The last two days were negative days for me and although I know very well that having them is a "no no". I guess sometimes there are going to be things going on that will affect me no matter what. Maybe, it's the concern over other people that are so closely involved with me and feeling selfish about involving them that causes it. The reality is that regardless of my situation life still happens to them too.
I was wondering if anyone can really understand what happens in your mind when you face this challenge. I mean after all I've known people facing bad things, felt empathy and yet did I really understand. I think not. After all how could I?
I had lunch with my son-in-law yesterday and obviously this situation was a topic of conversation. He was expressing his frustration that no one had a single cure for the disease that plague us humans. Why he wondered, if the single cells could be identified then why couldn't the treatment just kill it and leave everything else alone. I believe we both are so clueless about the complexity of the body that we can't understand.

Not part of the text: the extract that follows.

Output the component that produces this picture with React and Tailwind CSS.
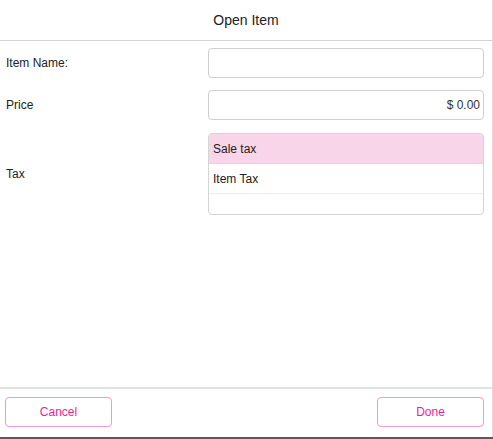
export default function App() {
  return (
    <div className="w-[493px] h-[439px] bg-[#5a5a5a] font-['Liberation_Sans',Arial,sans-serif]">
      <div className="h-[437px] bg-white flex flex-col border-r border-[#dcdcdc]">
        <div className="h-[41px] flex items-center justify-center border-b border-[#d2d2d2] shrink-0">
          <span className="text-[14px] text-[#222]">Open Item</span>
        </div>

        <div className="flex-1 pt-[7px] pl-[6px] pr-[8px] flex flex-col gap-[12px]">
          <div className="flex items-center">
            <div className="w-[202px] text-[12px] text-[#222]">Item Name:</div>
            <div className="flex-1 h-[30px] rounded-[4px] border border-[#cfcfcf]"></div>
          </div>

          <div className="flex items-center">
            <div className="w-[202px] text-[12px] text-[#222]">Price</div>
            <div className="flex-1 h-[30px] rounded-[4px] border border-[#cfcfcf] flex items-center justify-end pr-[3px] text-[12px] text-[#333]">
              $ 0.00
            </div>
          </div>

          <div className="flex items-center mt-[1px]">
            <div className="w-[202px] text-[12px] text-[#222]">Tax</div>
            <div className="flex-1 rounded-[4px] border border-[#d4d4d4] overflow-hidden flex flex-col">
              <div className="h-[30px] bg-[#f9d5ea] flex items-center pl-[4px] text-[12px] text-[#222] border-b border-[#ead0de]">
                Sale tax
              </div>
              <div className="h-[30px] flex items-center pl-[4px] text-[12px] text-[#222] border-b border-[#ececec]">
                Item Tax
              </div>
              <div className="h-[20px]"></div>
            </div>
          </div>
        </div>

        <div className="h-[50px] shrink-0 border-t-2 border-[#e2e2e2] flex items-center justify-between pl-[5px] pr-[8px] pb-[2px]">
          <button className="w-[107px] h-[30px] rounded-[4px] border border-[#f597d2] text-[12px] text-[#ea1f94] bg-white">
            Cancel
          </button>
          <button className="w-[107px] h-[30px] rounded-[4px] border border-[#f597d2] text-[12px] text-[#ea1f94] bg-white">
            Done
          </button>
        </div>
      </div>
    </div>
  );
}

If you understand the theory of "chemo" then you understand that this is a "treatment" for what exists not a "cure" for what has happened. The cocktail is literally poison attacking your body. As with any attack against an enemy there will be causalities on both sides. Your future once you have started, as with life, is predetermined by the results of the treatment. The cause requiring the treatment will still survive the attack because you see we don't know what causes it.
Given all of this "does anyone really understand" how we feel as the one at the center of the battle? Most of us survive to fight the war another day, sometimes long in to the future, I will be one to fight another day. I will win the battle today.
I can only ask that we all try to understand everyone's battles in life everyday. I will try not to have down days because I know they're a "waste of time" but I do really understand now what is going on in the mind of the "front line solders" in this war.
Be patient with me as we go and stay positive!